(Exercise): The data below should be printed in full, exactly, and without any of its images.

(Information supplied):
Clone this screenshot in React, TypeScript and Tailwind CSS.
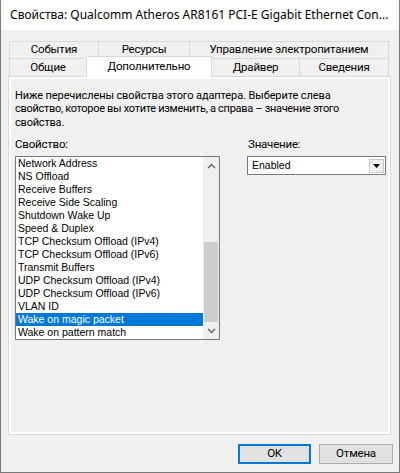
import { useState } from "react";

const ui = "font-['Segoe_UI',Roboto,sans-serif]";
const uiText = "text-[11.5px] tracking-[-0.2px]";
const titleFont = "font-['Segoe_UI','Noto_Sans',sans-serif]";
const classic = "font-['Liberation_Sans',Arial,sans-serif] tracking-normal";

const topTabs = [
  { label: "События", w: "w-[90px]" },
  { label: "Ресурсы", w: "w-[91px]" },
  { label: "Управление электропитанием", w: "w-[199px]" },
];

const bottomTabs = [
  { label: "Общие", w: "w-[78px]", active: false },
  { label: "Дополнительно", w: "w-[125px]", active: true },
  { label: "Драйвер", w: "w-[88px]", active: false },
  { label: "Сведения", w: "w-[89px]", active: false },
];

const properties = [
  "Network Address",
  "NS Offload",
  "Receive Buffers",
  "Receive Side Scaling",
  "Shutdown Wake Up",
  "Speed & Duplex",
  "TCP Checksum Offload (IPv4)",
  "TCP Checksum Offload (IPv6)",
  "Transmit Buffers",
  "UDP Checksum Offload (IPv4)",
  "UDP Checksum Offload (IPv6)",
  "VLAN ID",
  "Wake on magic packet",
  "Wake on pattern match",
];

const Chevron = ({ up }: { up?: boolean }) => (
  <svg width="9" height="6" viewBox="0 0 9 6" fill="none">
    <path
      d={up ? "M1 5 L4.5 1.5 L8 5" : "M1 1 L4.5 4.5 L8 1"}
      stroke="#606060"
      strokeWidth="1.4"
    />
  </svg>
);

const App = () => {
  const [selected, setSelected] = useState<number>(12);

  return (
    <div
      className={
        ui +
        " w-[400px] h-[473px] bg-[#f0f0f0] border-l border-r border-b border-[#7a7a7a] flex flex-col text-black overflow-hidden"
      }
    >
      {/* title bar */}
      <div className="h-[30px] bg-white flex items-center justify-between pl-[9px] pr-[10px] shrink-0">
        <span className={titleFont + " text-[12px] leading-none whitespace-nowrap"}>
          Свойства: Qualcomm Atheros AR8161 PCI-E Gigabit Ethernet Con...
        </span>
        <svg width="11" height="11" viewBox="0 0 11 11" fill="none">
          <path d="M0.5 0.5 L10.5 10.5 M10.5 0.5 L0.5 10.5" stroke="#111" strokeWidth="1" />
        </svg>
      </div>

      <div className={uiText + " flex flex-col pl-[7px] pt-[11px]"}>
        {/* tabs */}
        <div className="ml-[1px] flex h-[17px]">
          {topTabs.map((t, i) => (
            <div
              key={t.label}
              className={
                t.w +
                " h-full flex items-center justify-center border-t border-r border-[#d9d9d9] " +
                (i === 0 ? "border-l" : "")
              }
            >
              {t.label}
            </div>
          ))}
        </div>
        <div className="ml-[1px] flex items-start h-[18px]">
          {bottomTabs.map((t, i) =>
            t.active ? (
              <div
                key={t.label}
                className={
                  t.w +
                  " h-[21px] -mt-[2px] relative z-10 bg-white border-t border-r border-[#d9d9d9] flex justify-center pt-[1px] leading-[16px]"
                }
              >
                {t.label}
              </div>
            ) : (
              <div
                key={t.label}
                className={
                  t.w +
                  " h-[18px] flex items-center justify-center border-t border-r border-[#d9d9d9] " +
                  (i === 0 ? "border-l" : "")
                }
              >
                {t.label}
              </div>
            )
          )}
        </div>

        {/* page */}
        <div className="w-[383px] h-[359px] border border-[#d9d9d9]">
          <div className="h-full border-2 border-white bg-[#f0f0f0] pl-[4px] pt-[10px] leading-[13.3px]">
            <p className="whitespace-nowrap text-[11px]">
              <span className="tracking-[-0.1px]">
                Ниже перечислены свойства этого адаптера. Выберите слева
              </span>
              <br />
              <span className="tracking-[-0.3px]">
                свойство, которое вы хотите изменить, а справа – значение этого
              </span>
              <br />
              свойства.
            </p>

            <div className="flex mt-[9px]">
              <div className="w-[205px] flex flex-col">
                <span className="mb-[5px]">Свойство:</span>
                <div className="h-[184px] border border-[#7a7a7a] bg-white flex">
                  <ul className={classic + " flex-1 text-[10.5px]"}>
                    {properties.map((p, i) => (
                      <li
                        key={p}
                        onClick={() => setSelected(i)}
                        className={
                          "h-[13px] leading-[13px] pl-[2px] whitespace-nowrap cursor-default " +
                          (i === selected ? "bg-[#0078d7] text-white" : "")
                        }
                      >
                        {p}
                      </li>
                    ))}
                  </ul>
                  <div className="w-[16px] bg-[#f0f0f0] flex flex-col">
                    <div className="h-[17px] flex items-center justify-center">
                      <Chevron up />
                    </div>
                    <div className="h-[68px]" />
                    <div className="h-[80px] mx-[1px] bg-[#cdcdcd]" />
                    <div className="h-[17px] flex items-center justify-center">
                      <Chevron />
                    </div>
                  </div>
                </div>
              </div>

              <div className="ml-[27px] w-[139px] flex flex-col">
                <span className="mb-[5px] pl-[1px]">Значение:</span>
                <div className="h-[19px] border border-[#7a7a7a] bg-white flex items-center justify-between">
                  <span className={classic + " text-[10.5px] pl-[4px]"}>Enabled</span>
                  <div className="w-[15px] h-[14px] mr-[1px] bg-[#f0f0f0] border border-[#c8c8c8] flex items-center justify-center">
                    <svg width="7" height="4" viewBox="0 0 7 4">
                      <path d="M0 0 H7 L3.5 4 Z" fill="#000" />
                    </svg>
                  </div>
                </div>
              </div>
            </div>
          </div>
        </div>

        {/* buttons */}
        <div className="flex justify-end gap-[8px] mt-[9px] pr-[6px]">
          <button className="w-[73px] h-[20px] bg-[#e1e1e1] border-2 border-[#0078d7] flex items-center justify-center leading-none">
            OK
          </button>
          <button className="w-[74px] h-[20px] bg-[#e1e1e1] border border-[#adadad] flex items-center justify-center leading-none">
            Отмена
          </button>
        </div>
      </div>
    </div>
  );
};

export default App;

(Solution to this problem):
Clone this screenshot in React, TypeScript and Tailwind CSS.
import { useState } from "react";

const ui = "font-['Segoe_UI',Roboto,sans-serif]";
const uiText = "text-[11.5px] tracking-[-0.2px]";
const titleFont = "font-['Segoe_UI','Noto_Sans',sans-serif]";
const classic = "font-['Liberation_Sans',Arial,sans-serif] tracking-normal";

const topTabs = [
  { label: "События", w: "w-[90px]" },
  { label: "Ресурсы", w: "w-[91px]" },
  { label: "Управление электропитанием", w: "w-[199px]" },
];

const bottomTabs = [
  { label: "Общие", w: "w-[78px]", active: false },
  { label: "Дополнительно", w: "w-[125px]", active: true },
  { label: "Драйвер", w: "w-[88px]", active: false },
  { label: "Сведения", w: "w-[89px]", active: false },
];

const properties = [
  "Network Address",
  "NS Offload",
  "Receive Buffers",
  "Receive Side Scaling",
  "Shutdown Wake Up",
  "Speed & Duplex",
  "TCP Checksum Offload (IPv4)",
  "TCP Checksum Offload (IPv6)",
  "Transmit Buffers",
  "UDP Checksum Offload (IPv4)",
  "UDP Checksum Offload (IPv6)",
  "VLAN ID",
  "Wake on magic packet",
  "Wake on pattern match",
];

const Chevron = ({ up }: { up?: boolean }) => (
  <svg width="9" height="6" viewBox="0 0 9 6" fill="none">
    <path
      d={up ? "M1 5 L4.5 1.5 L8 5" : "M1 1 L4.5 4.5 L8 1"}
      stroke="#606060"
      strokeWidth="1.4"
    />
  </svg>
);

const App = () => {
  const [selected, setSelected] = useState<number>(12);

  return (
    <div
      className={
        ui +
        " w-[400px] h-[473px] bg-[#f0f0f0] border-l border-r border-b border-[#7a7a7a] flex flex-col text-black overflow-hidden"
      }
    >
      {/* title bar */}
      <div className="h-[30px] bg-white flex items-center justify-between pl-[9px] pr-[10px] shrink-0">
        <span className={titleFont + " text-[12px] leading-none whitespace-nowrap"}>
          Свойства: Qualcomm Atheros AR8161 PCI-E Gigabit Ethernet Con...
        </span>
        <svg width="11" height="11" viewBox="0 0 11 11" fill="none">
          <path d="M0.5 0.5 L10.5 10.5 M10.5 0.5 L0.5 10.5" stroke="#111" strokeWidth="1" />
        </svg>
      </div>

      <div className={uiText + " flex flex-col pl-[7px] pt-[11px]"}>
        {/* tabs */}
        <div className="ml-[1px] flex h-[17px]">
          {topTabs.map((t, i) => (
            <div
              key={t.label}
              className={
                t.w +
                " h-full flex items-center justify-center border-t border-r border-[#d9d9d9] " +
                (i === 0 ? "border-l" : "")
              }
            >
              {t.label}
            </div>
          ))}
        </div>
        <div className="ml-[1px] flex items-start h-[18px]">
          {bottomTabs.map((t, i) =>
            t.active ? (
              <div
                key={t.label}
                className={
                  t.w +
                  " h-[21px] -mt-[2px] relative z-10 bg-white border-t border-r border-[#d9d9d9] flex justify-center pt-[1px] leading-[16px]"
                }
              >
                {t.label}
              </div>
            ) : (
              <div
                key={t.label}
                className={
                  t.w +
                  " h-[18px] flex items-center justify-center border-t border-r border-[#d9d9d9] " +
                  (i === 0 ? "border-l" : "")
                }
              >
                {t.label}
              </div>
            )
          )}
        </div>

        {/* page */}
        <div className="w-[383px] h-[359px] border border-[#d9d9d9]">
          <div className="h-full border-2 border-white bg-[#f0f0f0] pl-[4px] pt-[10px] leading-[13.3px]">
            <p className="whitespace-nowrap text-[11px]">
              <span className="tracking-[-0.1px]">
                Ниже перечислены свойства этого адаптера. Выберите слева
              </span>
              <br />
              <span className="tracking-[-0.3px]">
                свойство, которое вы хотите изменить, а справа – значение этого
              </span>
              <br />
              свойства.
            </p>

            <div className="flex mt-[9px]">
              <div className="w-[205px] flex flex-col">
                <span className="mb-[5px]">Свойство:</span>
                <div className="h-[184px] border border-[#7a7a7a] bg-white flex">
                  <ul className={classic + " flex-1 text-[10.5px]"}>
                    {properties.map((p, i) => (
                      <li
                        key={p}
                        onClick={() => setSelected(i)}
                        className={
                          "h-[13px] leading-[13px] pl-[2px] whitespace-nowrap cursor-default " +
                          (i === selected ? "bg-[#0078d7] text-white" : "")
                        }
                      >
                        {p}
                      </li>
                    ))}
                  </ul>
                  <div className="w-[16px] bg-[#f0f0f0] flex flex-col">
                    <div className="h-[17px] flex items-center justify-center">
                      <Chevron up />
                    </div>
                    <div className="h-[68px]" />
                    <div className="h-[80px] mx-[1px] bg-[#cdcdcd]" />
                    <div className="h-[17px] flex items-center justify-center">
                      <Chevron />
                    </div>
                  </div>
                </div>
              </div>

              <div className="ml-[27px] w-[139px] flex flex-col">
                <span className="mb-[5px] pl-[1px]">Значение:</span>
                <div className="h-[19px] border border-[#7a7a7a] bg-white flex items-center justify-between">
                  <span className={classic + " text-[10.5px] pl-[4px]"}>Enabled</span>
                  <div className="w-[15px] h-[14px] mr-[1px] bg-[#f0f0f0] border border-[#c8c8c8] flex items-center justify-center">
                    <svg width="7" height="4" viewBox="0 0 7 4">
                      <path d="M0 0 H7 L3.5 4 Z" fill="#000" />
                    </svg>
                  </div>
                </div>
              </div>
            </div>
          </div>
        </div>

        {/* buttons */}
        <div className="flex justify-end gap-[8px] mt-[9px] pr-[6px]">
          <button className="w-[73px] h-[20px] bg-[#e1e1e1] border-2 border-[#0078d7] flex items-center justify-center leading-none">
            OK
          </button>
          <button className="w-[74px] h-[20px] bg-[#e1e1e1] border border-[#adadad] flex items-center justify-center leading-none">
            Отмена
          </button>
        </div>
      </div>
    </div>
  );
};

export default App;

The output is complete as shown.